* **Dataset extract**
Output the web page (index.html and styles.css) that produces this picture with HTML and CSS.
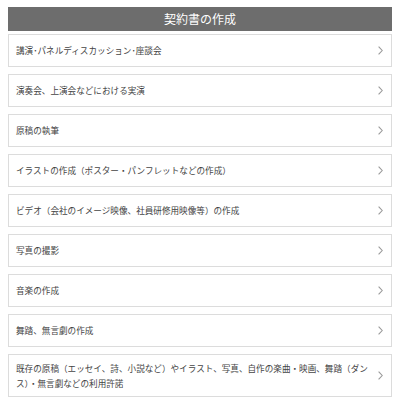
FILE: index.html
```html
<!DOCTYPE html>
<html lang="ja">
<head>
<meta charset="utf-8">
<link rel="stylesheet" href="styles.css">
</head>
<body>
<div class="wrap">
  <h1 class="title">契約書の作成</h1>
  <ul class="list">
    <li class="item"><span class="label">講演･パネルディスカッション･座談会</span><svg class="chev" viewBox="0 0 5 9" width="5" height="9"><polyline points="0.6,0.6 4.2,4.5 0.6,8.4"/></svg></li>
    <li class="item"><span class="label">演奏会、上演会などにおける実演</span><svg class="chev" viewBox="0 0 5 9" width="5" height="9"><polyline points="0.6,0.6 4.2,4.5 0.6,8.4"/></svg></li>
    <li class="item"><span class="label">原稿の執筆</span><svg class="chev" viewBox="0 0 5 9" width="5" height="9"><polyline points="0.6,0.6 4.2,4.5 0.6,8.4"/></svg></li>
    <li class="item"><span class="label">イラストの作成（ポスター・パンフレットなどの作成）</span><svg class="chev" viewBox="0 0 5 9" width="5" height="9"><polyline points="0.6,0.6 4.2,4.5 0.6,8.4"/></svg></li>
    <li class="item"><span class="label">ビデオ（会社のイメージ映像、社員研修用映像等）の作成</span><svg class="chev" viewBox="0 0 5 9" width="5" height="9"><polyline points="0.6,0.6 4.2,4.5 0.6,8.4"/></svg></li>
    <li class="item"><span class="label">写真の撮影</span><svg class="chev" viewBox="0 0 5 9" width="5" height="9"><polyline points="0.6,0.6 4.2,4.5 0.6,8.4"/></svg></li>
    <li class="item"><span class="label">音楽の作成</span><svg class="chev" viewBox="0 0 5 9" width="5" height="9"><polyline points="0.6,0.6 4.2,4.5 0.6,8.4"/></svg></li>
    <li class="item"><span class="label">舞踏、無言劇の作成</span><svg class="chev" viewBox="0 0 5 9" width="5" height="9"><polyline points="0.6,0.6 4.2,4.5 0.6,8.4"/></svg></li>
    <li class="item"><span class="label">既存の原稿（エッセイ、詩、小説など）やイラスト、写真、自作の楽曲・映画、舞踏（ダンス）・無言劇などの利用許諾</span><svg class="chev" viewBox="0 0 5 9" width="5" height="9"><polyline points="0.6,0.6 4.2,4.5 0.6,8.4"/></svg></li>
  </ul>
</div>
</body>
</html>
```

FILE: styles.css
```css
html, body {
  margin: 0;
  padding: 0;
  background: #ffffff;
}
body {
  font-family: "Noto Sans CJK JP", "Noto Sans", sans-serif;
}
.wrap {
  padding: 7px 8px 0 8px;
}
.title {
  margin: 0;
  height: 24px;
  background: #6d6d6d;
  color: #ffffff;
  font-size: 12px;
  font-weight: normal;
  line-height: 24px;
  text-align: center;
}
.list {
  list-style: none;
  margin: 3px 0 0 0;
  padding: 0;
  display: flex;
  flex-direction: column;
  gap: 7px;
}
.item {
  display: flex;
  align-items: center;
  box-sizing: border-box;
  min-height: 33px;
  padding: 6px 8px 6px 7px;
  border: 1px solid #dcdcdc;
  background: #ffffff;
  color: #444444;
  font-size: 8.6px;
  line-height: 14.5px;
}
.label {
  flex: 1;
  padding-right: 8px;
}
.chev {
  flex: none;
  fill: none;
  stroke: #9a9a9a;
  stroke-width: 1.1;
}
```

* **Task**
Produce an exact copy of each line of data, skipping embedded images.

* **Exercise solution**
Output the web page (index.html and styles.css) that produces this picture with HTML and CSS.
FILE: index.html
```html
<!DOCTYPE html>
<html lang="ja">
<head>
<meta charset="utf-8">
<link rel="stylesheet" href="styles.css">
</head>
<body>
<div class="wrap">
  <h1 class="title">契約書の作成</h1>
  <ul class="list">
    <li class="item"><span class="label">講演･パネルディスカッション･座談会</span><svg class="chev" viewBox="0 0 5 9" width="5" height="9"><polyline points="0.6,0.6 4.2,4.5 0.6,8.4"/></svg></li>
    <li class="item"><span class="label">演奏会、上演会などにおける実演</span><svg class="chev" viewBox="0 0 5 9" width="5" height="9"><polyline points="0.6,0.6 4.2,4.5 0.6,8.4"/></svg></li>
    <li class="item"><span class="label">原稿の執筆</span><svg class="chev" viewBox="0 0 5 9" width="5" height="9"><polyline points="0.6,0.6 4.2,4.5 0.6,8.4"/></svg></li>
    <li class="item"><span class="label">イラストの作成（ポスター・パンフレットなどの作成）</span><svg class="chev" viewBox="0 0 5 9" width="5" height="9"><polyline points="0.6,0.6 4.2,4.5 0.6,8.4"/></svg></li>
    <li class="item"><span class="label">ビデオ（会社のイメージ映像、社員研修用映像等）の作成</span><svg class="chev" viewBox="0 0 5 9" width="5" height="9"><polyline points="0.6,0.6 4.2,4.5 0.6,8.4"/></svg></li>
    <li class="item"><span class="label">写真の撮影</span><svg class="chev" viewBox="0 0 5 9" width="5" height="9"><polyline points="0.6,0.6 4.2,4.5 0.6,8.4"/></svg></li>
    <li class="item"><span class="label">音楽の作成</span><svg class="chev" viewBox="0 0 5 9" width="5" height="9"><polyline points="0.6,0.6 4.2,4.5 0.6,8.4"/></svg></li>
    <li class="item"><span class="label">舞踏、無言劇の作成</span><svg class="chev" viewBox="0 0 5 9" width="5" height="9"><polyline points="0.6,0.6 4.2,4.5 0.6,8.4"/></svg></li>
    <li class="item"><span class="label">既存の原稿（エッセイ、詩、小説など）やイラスト、写真、自作の楽曲・映画、舞踏（ダンス）・無言劇などの利用許諾</span><svg class="chev" viewBox="0 0 5 9" width="5" height="9"><polyline points="0.6,0.6 4.2,4.5 0.6,8.4"/></svg></li>
  </ul>
</div>
</body>
</html>
```

FILE: styles.css
```css
html, body {
  margin: 0;
  padding: 0;
  background: #ffffff;
}
body {
  font-family: "Noto Sans CJK JP", "Noto Sans", sans-serif;
}
.wrap {
  padding: 7px 8px 0 8px;
}
.title {
  margin: 0;
  height: 24px;
  background: #6d6d6d;
  color: #ffffff;
  font-size: 12px;
  font-weight: normal;
  line-height: 24px;
  text-align: center;
}
.list {
  list-style: none;
  margin: 3px 0 0 0;
  padding: 0;
  display: flex;
  flex-direction: column;
  gap: 7px;
}
.item {
  display: flex;
  align-items: center;
  box-sizing: border-box;
  min-height: 33px;
  padding: 6px 8px 6px 7px;
  border: 1px solid #dcdcdc;
  background: #ffffff;
  color: #444444;
  font-size: 8.6px;
  line-height: 14.5px;
}
.label {
  flex: 1;
  padding-right: 8px;
}
.chev {
  flex: none;
  fill: none;
  stroke: #9a9a9a;
  stroke-width: 1.1;
}
```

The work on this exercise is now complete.